Keep your environment file and metastore.yaml in version control. If a deployment causes a regression, redeploy with the previous configuration:

  1. Restore the previous config/.env.lambda and config/metastore.yaml.
  2. Run make -C crates/embucket-lambda deploy.
  3. Run make -C crates/embucket-lambda verify to confirm the rollback.

To remove the Lambda function URL:

Terminal window
aws lambda delete-function-url-config --function-name embucket-lambda

After removing the function URL, delete the following resources if you no longer need them:

  • Lambda function — embucket-lambda
  • CloudWatch log group — /aws/lambda/embucket-lambda
  • API Gateway and VPC endpoint, if you created them for production ingress
  • OpenTelemetry layers, if you deployed telemetry

Deploy succeeds but queries fail — Check that the METASTORE_CONFIG environment variable points to a valid metastore.yaml and that the credentials and ARN inside the file remain correct.

dbt can’t connect — Verify that the client’s AWS credentials have lambda:InvokeFunction permission on the function ARN. Confirm that your dbt profile sets EMBUCKET_FUNCTION_ARN correctly.
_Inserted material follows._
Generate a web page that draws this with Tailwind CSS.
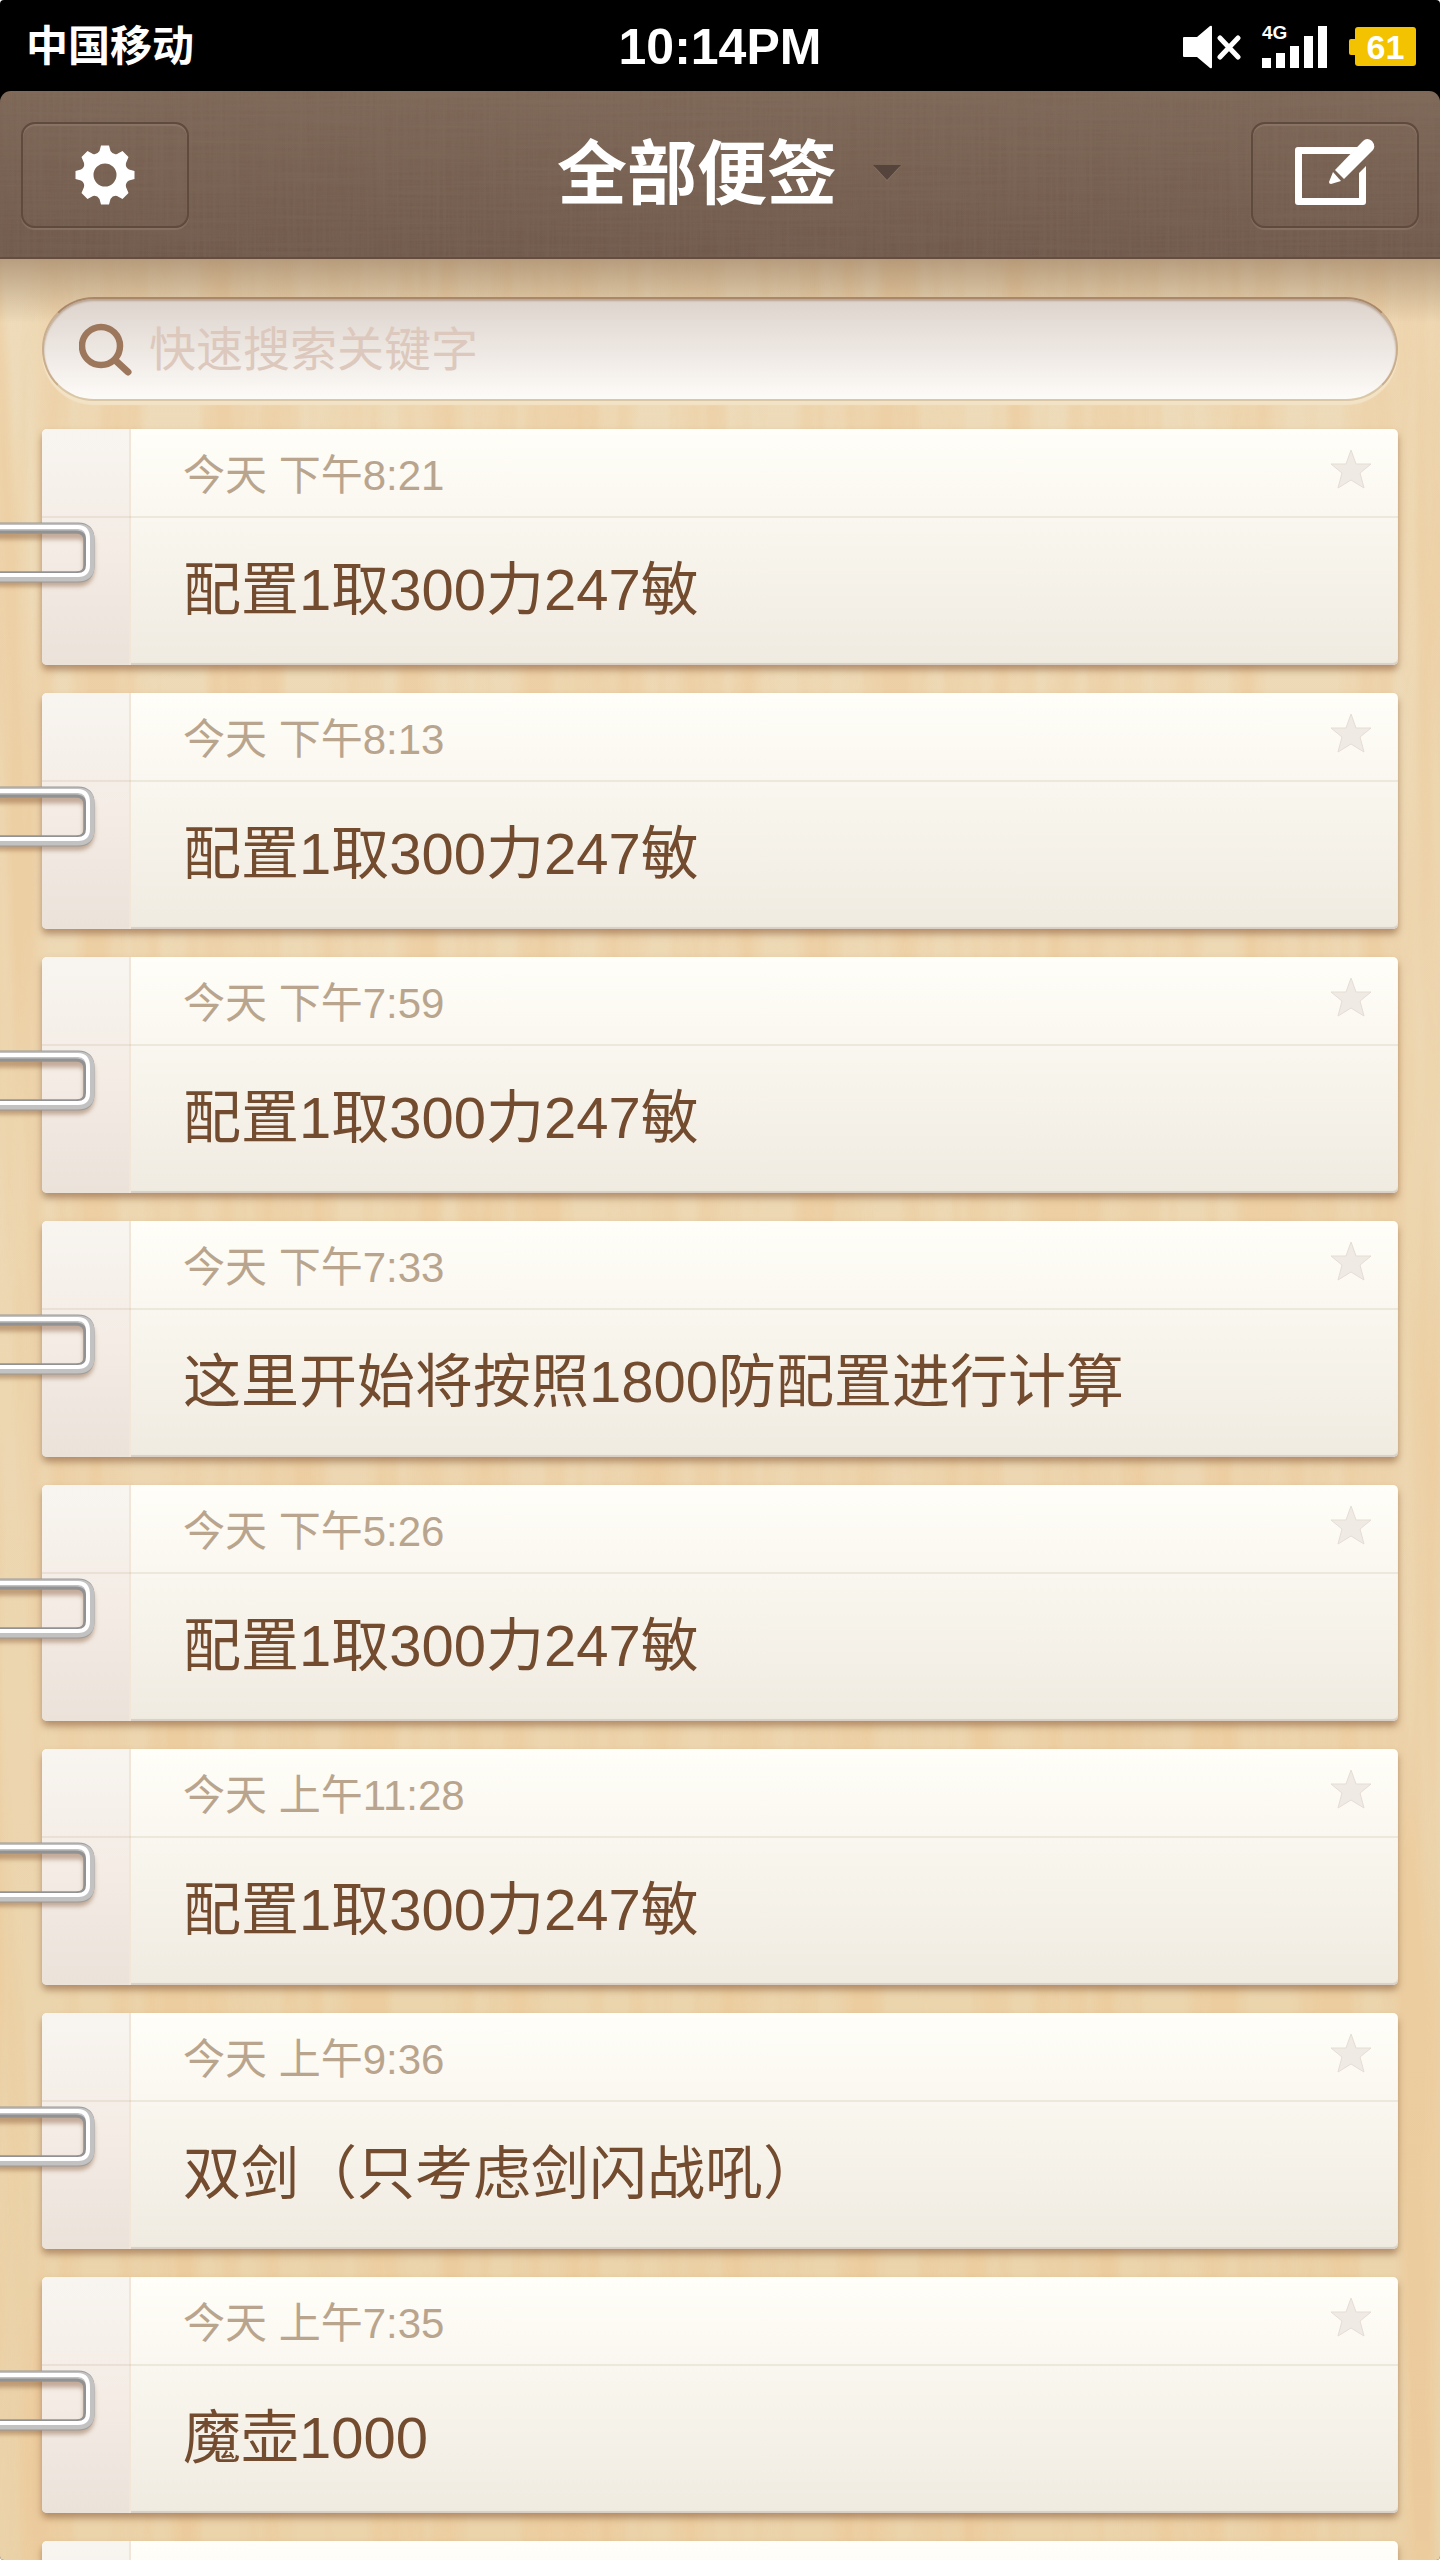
<!DOCTYPE html>
<html lang="zh-CN">
<head>
    <meta charset="UTF-8">
    <meta name="viewport" content="width=device-width, initial-scale=1.0">
    <title>全部便签</title>
    <script src="https://cdn.jsdelivr.net/npm/@tailwindcss/browser@4"></script>
</head>
<body class="bg-white font-['Liberation_Sans','Noto_Sans_CJK_SC',sans-serif]">

    <div class="h-screen flex flex-col bg-black rounded-[4px] overflow-hidden">
        <!-- status bar -->
        <div class="h-[91px] shrink-0 grid grid-cols-3 items-center px-[24px] pt-[2px] text-white">
            <span class="pl-[2px] text-[42px] leading-[48px] font-bold">中国移动</span>
            <span class="text-center text-[50px] leading-[48px] font-bold">10:14PM</span>
            <div class="flex items-center justify-end">
                <svg class="w-[58px] h-[44px] mr-[21px]" viewBox="0 0 58 44" fill="#fff" role="img" aria-label="静音">
                    <path d="M1 12h13L27 1q2-1 2 1v40q0 2-2 1L14 32H1q-1 0-1-1V13q0-1 1-1z"/>
                    <path d="M37 13l18 19M55 13L37 32" stroke="#fff" stroke-width="5" stroke-linecap="round"/>
                </svg>
                <div class="relative w-[65px] h-[44px] mr-[22px]">
                    <span class="absolute left-0 top-0 text-[19px] leading-[16px] font-bold">4G</span>
                    <svg class="w-[65px] h-[44px]" viewBox="0 0 65 44" fill="#fff" role="img" aria-label="信号">
                        <path d="M0 33h9v10H0zM14 28h9v15h-9zM28 21h9v22h-9zM42 11h9v32h-9zM56 1h9v42h-9z"/>
                    </svg>
                </div>
                <div class="flex items-center">
                    <span class="w-[6px] h-[16px] bg-[#f3c200] rounded-l-[2px]"></span>
                    <span class="w-[61px] h-[39px] bg-[#f3c200] rounded-[3px] text-center text-[34px] leading-[40px] font-bold">61</span>
                </div>
            </div>
        </div>

        <!-- header -->
        <header class="relative z-10 h-[168px] shrink-0 flex items-center justify-between px-[21px] pt-[2px] rounded-t-[11px] overflow-hidden bg-linear-to-b from-[#7e6757] to-[#715a4c] border-b-2 border-[#644c3e]">
            <svg class="absolute inset-0 w-full h-full opacity-15" aria-hidden="true">
                <filter id="linen-h"><feTurbulence type="fractalNoise" baseFrequency="0.008 0.3" numOctaves="3" seed="4"/><feColorMatrix values="0 0 0 0 0.3  0 0 0 0 0.25  0 0 0 0 0.2  1.6 0 0 0 -0.5"/></filter>
                <filter id="linen-v"><feTurbulence type="fractalNoise" baseFrequency="0.3 0.008" numOctaves="3" seed="9"/><feColorMatrix values="0 0 0 0 0.3  0 0 0 0 0.25  0 0 0 0 0.2  1.6 0 0 0 -0.5"/></filter>
                <rect width="100%" height="100%" filter="url(#linen-h)"/>
                <rect width="100%" height="100%" filter="url(#linen-v)"/>
            </svg>
            <button class="relative w-[168px] h-[106px] flex items-center justify-center rounded-[14px] border-2 border-[#5f4a3e] shadow-[inset_0_2px_1px_#8a7465,0_2px_1px_#857061]" aria-label="设置">
                <svg class="w-[60px] h-[60px]" viewBox="-30 -30 60 60" fill="#fff">
                    <path fill-rule="evenodd" d="M-4-29.500H4L5.500-24Q8-20 12-21L17.500-24L23.500-18L21-12Q20-8 24-5.500L29.500-4V4L24 5.500Q20 8 21 12L23.500 18L17.500 24L12 21Q8 20 5.500 24L4 29.500H-4L-5.500 24Q-8 20-12 21L-17.500 24L-23.500 18L-21 12Q-20 8-24 5.500L-29.500 4V-4L-24-5.500Q-20-8-21-12L-23.500-18L-17.500-24L-12-21Q-8-20-5.500-24ZM0-11.500A11.500 11.500 0 1 0 0 11.500A11.500 11.500 0 1 0 0-11.500Z"/>
                </svg>
            </button>
            <button class="relative flex items-center gap-[36px] pl-[18px] text-white">
                <span class="text-[70px] leading-[96px] font-bold">全部便签</span>
                <svg class="w-[28px] h-[17px] mb-[4px]" viewBox="0 0 28 17"><path d="M1 2H27L14 16z" fill="#8a7667"/><path d="M0 0H28L14 15z" fill="#54443b"/></svg>
            </button>
            <button class="relative w-[168px] h-[106px] flex items-center justify-center rounded-[14px] border-2 border-[#5f4a3e] shadow-[inset_0_2px_1px_#8a7465,0_2px_1px_#857061]" aria-label="新建便签">
                <svg class="w-[80px] h-[76px]" viewBox="0 3 80 76" fill="#fff">
                    <path d="M3 13H63L56 20H7V64H64V39L71 32V68Q71 71 68 71H3Q0 71 0 68V16Q0 13 3 13z"/>
                    <path d="M40 36L68 7Q72 3 77 7Q81 12 78 16L49 45z"/>
                    <path d="M38 38L46 47L36 50Q34 50 34 48z"/>
                </svg>
            </button>
        </header>

        <!-- notes -->
        <main class="relative flex-1 min-h-0 overflow-hidden px-[42px] pt-[38px] bg-linear-to-b from-[#eedbb9] to-[#ebd3aa]">
            <svg class="absolute inset-0 w-full h-full opacity-35" aria-hidden="true">
                <filter id="wood" x="0" y="0" width="100%" height="100%" color-interpolation-filters="sRGB">
                    <feTurbulence type="fractalNoise" baseFrequency="0.025 0.0015" numOctaves="3" seed="12"/>
                    <feColorMatrix values="0 0 0 0 0.93  0 0 0 0 0.75  0 0 0 0 0.53  3 0 0 0 -1.1"/>
                </filter>
                <rect width="100%" height="100%" filter="url(#wood)"/>
            </svg>
            <div class="absolute inset-x-0 top-0 h-[64px] bg-linear-to-b from-[#8a6c50]/55 to-[#8a6c50]/0"></div>

            <label class="relative flex items-center gap-[16px] h-[104px] px-[35px] rounded-full border-2 border-t-[#a98768] border-x-[#c9ad8c] border-b-[#dac7a8] bg-linear-to-b from-[#ddd3cc] to-[#fdfbf8] shadow-[inset_0_2px_2px_#b9a594,0_4px_1px_#f3e3c6]">
                <svg class="w-[54px] h-[54px] shrink-0" viewBox="0 -2 54 54" fill="none" stroke="#9d775c" aria-hidden="true">
                    <circle cx="22" cy="22" r="19" stroke-width="6.500"/>
                    <path d="M36 36L49 48" stroke-width="7" stroke-linecap="round"/>
                </svg>
                <input type="search" placeholder="快速搜索关键字" aria-label="快速搜索关键字" class="flex-1 min-w-0 pt-[2px] bg-transparent outline-none text-[47px] leading-[64px] text-[#6f4a30] placeholder:text-[#dcc8bc]">
            </label>

            <ul id="notes" class="relative mt-[28px] flex flex-col gap-[28px]"></ul>
        </main>
    </div>

    <script>
        const notes = [
            { date: "今天 下午8:21", text: "配置1取300力247敏" },
            { date: "今天 下午8:13", text: "配置1取300力247敏" },
            { date: "今天 下午7:59", text: "配置1取300力247敏" },
            { date: "今天 下午7:33", text: "这里开始将按照1800防配置进行计算" },
            { date: "今天 下午5:26", text: "配置1取300力247敏" },
            { date: "今天 上午11:28", text: "配置1取300力247敏" },
            { date: "今天 上午9:36", text: "双剑（只考虑剑闪战吼）" },
            { date: "今天 上午7:35", text: "魔壶1000" },
            { date: "", text: "" },
        ];

        // paper clip: same path drawn from dark edge to bright middle
        const clip = `
            <svg class="absolute -left-[42px] top-[92px] w-[104px] h-[76px]" viewBox="0 0 104 76" fill="none" aria-hidden="true">
                <path d="M-10 13H78Q89 13 89 24V48Q89 60 78 60H-10" stroke="#7a4a28" stroke-opacity=".4" stroke-width="11" class="blur-[2px]"/>
                <path d="M-10 7H78Q89 7 89 18V45Q89 56 78 56H-10" stroke="#9a9a9a" stroke-width="11"/>
                <path d="M-10 7H78Q90 7 90 18V45Q90 56 78 56H-10" stroke="#c2c2c2" stroke-width="9"/>
                <path d="M-10 11H76Q85 11 85 20V44Q85 52 76 52H-10" stroke="#929292" stroke-width="3"/>
                <path d="M-10 6H78Q88 6 88 18V44Q88 54 78 54H-10" stroke="#fff" stroke-width="4"/>
            </svg>`;

        document.getElementById("notes").innerHTML = notes.map(note => `
            <li class="relative h-[236px] flex rounded-[5px] bg-linear-to-b from-[#fffef8] to-[#f0ebe1] shadow-[0_5px_7px_#8c5f3c99,inset_0_-2px_1px_#d9cfc4]">
                <div class="w-[89px] shrink-0 rounded-l-[5px] border-r-2 border-[#f2e6d8] bg-linear-to-b from-[#f8f5f0] via-[#f4ece5] to-[#ebe2da]"></div>
                <div class="flex-1 min-w-0 pl-[52px] pr-[26px]">
                    <div class="h-[88px] flex items-center justify-between">
                        <time class="pt-[6px] text-[42px] leading-[60px] text-[#b9a58e]">${note.date}</time>
                        <button class="pb-[8px]" aria-label="收藏">
                            <svg class="w-[42px] h-[40px]" viewBox="0 0 42 40"><path d="M21 1L26 15H41L30 24L34 39L21 31L8 39L12 24L1 15H16z" fill="#f0eae5" stroke="#e5ddd6"/></svg>
                        </button>
                    </div>
                    <p class="pt-[31px] text-[58px] leading-[84px] text-[#734b2f] whitespace-nowrap">${note.text}</p>
                </div>
                <div class="absolute inset-x-0 top-[87px] h-[2px] bg-[#a07850]/12"></div>
                ${clip}
            </li>`).join("");
    </script>
</body>
</html>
Timeouts on large queries — Review the Lambda timeout and memory settings. Increase the timeout with cargo lambda deploy flags or through the AWS Console. Request a memory increase through AWS Support if you need more than 3008 MB.

No traces or logs — Verify that your environment file defines RUST_LOG and TRACING_LEVEL. If you use OpenTelemetry, confirm that WITH_OTEL_CONFIG points to a valid collector config and that the OTEL exporter endpoint remains reachable.